** start RECORDED DATA **

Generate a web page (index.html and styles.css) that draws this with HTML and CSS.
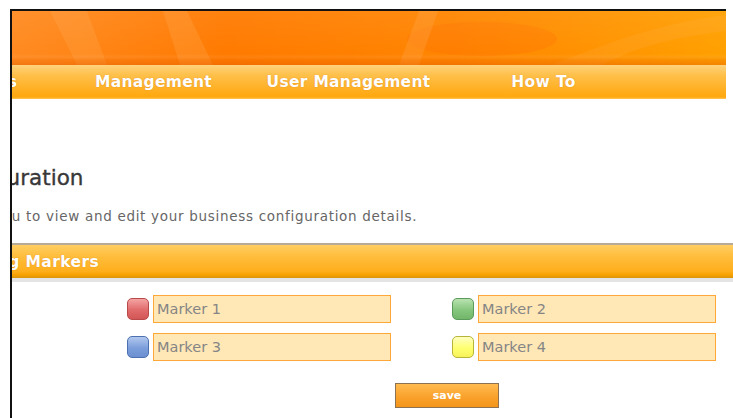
FILE: index.html
```html
<!DOCTYPE html>
<html lang="en">
<head>
<meta charset="utf-8">
<title>Business Configuration</title>
<link rel="stylesheet" href="styles.css">
</head>
<body>
<div class="frame">
  <header class="masthead">
    <div class="banner">
      <svg class="banner-art" width="714" height="54" viewBox="0 0 714 54" aria-hidden="true">
        <defs>
          <linearGradient id="bannerBase" x1="0" x2="1" y1="0" y2="0">
            <stop offset="0" stop-color="#ff8a20"/>
            <stop offset="0.3" stop-color="#ff7a00"/>
            <stop offset="0.62" stop-color="#ff8500"/>
            <stop offset="1" stop-color="#ffa000"/>
          </linearGradient>
          <linearGradient id="bannerShade" x1="0" x2="0" y1="0" y2="1">
            <stop offset="0" stop-color="#ffffff" stop-opacity="0.06"/>
            <stop offset="0.8" stop-color="#ffffff" stop-opacity="0"/>
            <stop offset="0.9" stop-color="#e86400" stop-opacity="0.2"/>
            <stop offset="1" stop-color="#e05a00" stop-opacity="0.4"/>
          </linearGradient>
        </defs>
        <rect width="714" height="54" fill="url(#bannerBase)"/>
        <ellipse cx="470" cy="28" rx="75" ry="17" fill="#ff7000" opacity="0.3"/>
        <path d="M38 0 H75 L95 54 H65 Z" fill="#ffa850" opacity="0.28"/>
        <path d="M151 0 H175 L201 54 H168 Z" fill="#ffa850" opacity="0.28"/>
        <path d="M407 0 H426 L407 54 H387 Z" fill="#ffa850" opacity="0.28"/>
        <path d="M540 54 C600 30 650 12 714 4 V20 C660 26 620 38 590 54 Z" fill="#ffb040" opacity="0.2"/>
        <rect width="714" height="54" fill="url(#bannerShade)"/>
      </svg>
    </div>
    <nav class="menu">
      <ul class="menu-list">
        <li>Reservations</li>
        <li>Management</li>
        <li>User Management</li>
        <li>How To</li>
      </ul>
    </nav>
  </header>

  <main class="page">
    <h1 class="title">Business Configuration</h1>
    <p class="intro">This page allows you to view and edit your business configuration details.</p>

    <section class="panel">
      <h2 class="panel-head"><span class="panel-label">Booking Markers</span></h2>
      <div class="markers">
        <label class="marker"><span class="swatch swatch-red"></span><input class="marker-name" type="text" value="Marker 1"></label>
        <label class="marker"><span class="swatch swatch-green"></span><input class="marker-name" type="text" value="Marker 2"></label>
        <label class="marker"><span class="swatch swatch-blue"></span><input class="marker-name" type="text" value="Marker 3"></label>
        <label class="marker"><span class="swatch swatch-yellow"></span><input class="marker-name" type="text" value="Marker 4"></label>
      </div>
      <div class="actions">
        <button class="save" type="button">save</button>
      </div>
    </section>
  </main>
</div>
</body>
</html>
```
FILE: styles.css
```css
* {
  box-sizing: border-box;
}

html,
body {
  margin: 0;
  background: #fff;
}

body {
  height: 418px;
  overflow: hidden;
  font-family: "DejaVu Sans", "Liberation Sans", sans-serif;
}

/* outer window frame: black rule down the left edge */
.frame {
  margin: 9px 0 0 10px;
  height: 409px;
  border-left: 2px solid #111;
  overflow: hidden;
}

.masthead {
  width: 714px;
  border-top: 2px solid #111;
}

.banner-art {
  display: block;
}

/* navigation strip */
.menu {
  height: 34px;
  overflow: hidden;
  background: linear-gradient(#ffd27c 0%, #ffc04a 30%, #ffb024 70%, #ffa80e 94%, #ffc45a 100%);
}

.menu-list {
  display: flex;
  margin: 0 0 0 -151px;
  padding: 0;
  list-style: none;
}

.menu-list li {
  flex: 0 0 195px;
  text-align: center;
  line-height: 34px;
  font-size: 15.5px;
  font-weight: bold;
  letter-spacing: 0.3px;
  color: #fff;
  text-shadow: 0 0 1px rgba(170, 80, 0, 0.5);
  white-space: nowrap;
}

/* page body, scrolled horizontally so its left part is out of view */
.page {
  margin-left: -200px;
  width: 945px;
}

.title {
  margin: 66px 0 0;
  padding-left: 24px;
  font-size: 21.5px;
  line-height: 26px;
  font-weight: normal;
  color: #383838;
  -webkit-text-stroke: 0.35px #383838;
  white-space: nowrap;
}

.intro {
  margin: 17px 0 0;
  padding-left: 54px;
  font-size: 13.5px;
  line-height: 16px;
  letter-spacing: 0.7px;
  color: #666;
  white-space: nowrap;
}

.panel-head {
  margin: 19px 0 0;
  height: 39px;
  padding-left: 134px;
  border-top: 2px solid #b5ab98;
  border-bottom: 4px solid #e4e4e4;
  background: linear-gradient(#ffce62 0%, #ffbd3c 35%, #ffae1c 80%, #f5a000 92%, #d9950f 100%);
  font-size: 15.5px;
  letter-spacing: 0.4px;
  line-height: 35px;
  font-weight: bold;
  color: #fff;
  text-shadow: 0 0 1px rgba(170, 80, 0, 0.45);
  white-space: nowrap;
}

.markers {
  display: grid;
  grid-template-columns: 264px 264px;
  column-gap: 61px;
  row-gap: 10px;
  margin-top: 13px;
  padding-left: 315px;
}

.marker {
  display: flex;
  align-items: center;
  gap: 4px;
}

.swatch {
  flex: 0 0 22px;
  width: 22px;
  height: 22px;
  border-radius: 5px;
  border: 1px solid;
}

.swatch-red {
  border-color: #b94a4a;
  background: linear-gradient(#f4a3a3, #e06a6a 55%, #d35656);
}

.swatch-green {
  border-color: #5a9a5a;
  background: linear-gradient(#b8e2b0, #86c67e 55%, #72b66a);
}

.swatch-blue {
  border-color: #4c70b0;
  background: linear-gradient(#b2c8ee, #7b9edb 55%, #6b8fd0);
}

.swatch-yellow {
  border-color: #b8b43a;
  background: linear-gradient(#ffffc0, #ffff70 55%, #f6f25a);
}

.marker-name {
  width: 238px;
  height: 28px;
  margin: 0;
  padding: 0 3px;
  border: 1px solid #ffa83a;
  background: #ffe7b6;
  font-family: "DejaVu Sans", "Liberation Sans", sans-serif;
  font-size: 14.5px;
  color: #858585;
  outline: none;
}

.actions {
  margin-top: 22px;
  padding-left: 583px;
}

.save {
  display: block;
  width: 104px;
  height: 25px;
  padding: 0;
  border: 1px solid #8c7252;
  background: linear-gradient(#ffbb50, #f9a02a 60%, #f3951a);
  font-family: "DejaVu Sans", "Liberation Sans", sans-serif;
  font-size: 11px;
  font-weight: bold;
  color: #fff;
  cursor: pointer;
}
```
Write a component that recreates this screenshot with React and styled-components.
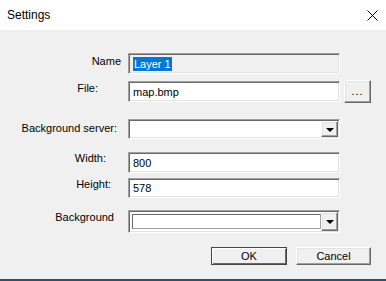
import React from 'react'
import styled, { createGlobalStyle } from 'styled-components'

const Global = createGlobalStyle`
    html, body {
        margin: 0;
        padding: 0;
        background: #f0f0f0;
    }
    * {
        box-sizing: border-box;
    }
`

const Dialog = styled.div`
    width: 386px;
    height: 281px;
    display: flex;
    flex-direction: column;
    background: #f0f0f0;
    font-family: "Liberation Sans", Arial, sans-serif;
    font-size: 11px;
    color: #000;
    border-bottom: 2px solid #2b5070;
    overflow: hidden;
`

const TitleBar = styled.div`
    height: 30px;
    flex: none;
    background: #fff;
    display: flex;
    align-items: center;
    justify-content: space-between;
    padding: 0 8px 0 7px;
    font-size: 12px;
`

const CloseButton = styled.div`
    width: 12px;
    height: 12px;
    display: flex;
    align-items: center;
    justify-content: center;
`

const Body = styled.div`
    flex: 1;
    display: flex;
    flex-direction: column;
    padding-top: 23px;
`

const Row = styled.div`
    display: grid;
    grid-template-columns: 128px 212px 1fr;
    align-items: start;
    margin-top: ${props => props.gap || 0}px;
`

const Label = styled.label`
    justify-self: end;
    white-space: nowrap;
    margin-right: ${props => props.right || 0}px;
    padding-top: ${props => props.top || 0}px;
`

const Field = styled.div`
    height: ${props => props.h || 21}px;
    background: ${props => props.readOnly ? '#f0f0f0' : '#fff'};
    border-top: 1px solid #a0a0a0;
    border-left: 1px solid #a0a0a0;
    border-right: 1px solid #fff;
    border-bottom: 1px solid #fff;
    box-shadow: inset 1px 1px 0 #696969, inset -1px -1px 0 #e3e3e3;
    display: flex;
    align-items: center;
    padding: 0 4px;
    position: relative;
`

const Selected = styled.span`
    background: #0078d7;
    color: #fff;
    padding: 1px 1px;
`

const Raised = styled.div`
    background: #f0f0f0;
    border-top: 1px solid #fff;
    border-left: 1px solid #fff;
    border-right: 1px solid #696969;
    border-bottom: 1px solid #696969;
    box-shadow: inset -1px -1px 0 #a0a0a0, inset 1px 1px 0 #e3e3e3;
    display: flex;
    align-items: center;
    justify-content: center;
`

const BrowseButton = styled(Raised)`
    width: 27px;
    height: 23px;
    margin: -1px 0 0 4px;
    padding-bottom: 2px;
    font-size: 11px;
    letter-spacing: 1px;
`

const DropButton = styled(Raised)`
    position: absolute;
    right: 1px;
    top: 1px;
    width: 17px;
    height: ${props => props.h || 16}px;
`

const Arrow = styled.span`
    width: 0;
    height: 0;
    border-left: 4px solid transparent;
    border-right: 4px solid transparent;
    border-top: 4px solid #000;
    margin-top: 1px;
`

const ComboWell = styled.div`
    position: absolute;
    left: 3px;
    top: 3px;
    width: 189px;
    height: 15px;
    background: #fff;
    border-top: 1px solid #696969;
    border-left: 1px solid #696969;
    border-right: 1px solid #a0a0a0;
    border-bottom: 1px solid #a0a0a0;
`

const Buttons = styled.div`
    display: flex;
    justify-content: flex-end;
    gap: 9px;
    padding-right: 15px;
    margin-top: 14px;
`

const DialogButton = styled(Raised)`
    width: ${props => props.w || 75}px;
    height: 18px;
    font-size: 11px;
    ${props => props.primary && `
        border: 1px solid #454545;
        box-shadow: inset 1px 1px 0 #fff, inset -1px -1px 0 #696969;
    `}
`

const Settings = () => {
    return (
        <Dialog>
            <Global />
            <TitleBar>
                <span>Settings</span>
                <CloseButton>
                    <svg width="11" height="11" viewBox="0 0 11 11">
                        <path d="M0.5 0.5 L10.5 10.5 M10.5 0.5 L0.5 10.5" stroke="#000" strokeWidth="1" />
                    </svg>
                </CloseButton>
            </TitleBar>
            <Body>
                <Row>
                    <Label right={7} top={2}>Name</Label>
                    <Field readOnly>
                        <Selected>Layer 1</Selected>
                    </Field>
                </Row>
                <Row gap={7}>
                    <Label right={30} top={1}>File:</Label>
                    <Field>map.bmp</Field>
                    <BrowseButton>...</BrowseButton>
                </Row>
                <Row gap={16}>
                    <Label right={11} top={3}>Background server:</Label>
                    <Field h={20}>
                        <DropButton h={16}><Arrow /></DropButton>
                    </Field>
                </Row>
                <Row gap={13}>
                    <Label right={22} top={0}>Width:</Label>
                    <Field>800</Field>
                </Row>
                <Row gap={5}>
                    <Label right={17} top={0}>Height:</Label>
                    <Field h={20}>578</Field>
                </Row>
                <Row gap={12}>
                    <Label right={14} top={1}>Background</Label>
                    <Field h={23}>
                        <ComboWell />
                        <DropButton h={19}><Arrow /></DropButton>
                    </Field>
                </Row>
                <Buttons>
                    <DialogButton primary w={76}>OK</DialogButton>
                    <DialogButton w={75}>Cancel</DialogButton>
                </Buttons>
            </Body>
        </Dialog>
    )
}

export default function App() {
    return <Settings />
}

** end RECORDED DATA **

- **WHAT THIS TASK INVOLVES**
Using the records above, list each line that includes "index".

- **ANSWER IN FULL**
Generate a web page (index.html and styles.css) that draws this with HTML and CSS.
FILE: index.html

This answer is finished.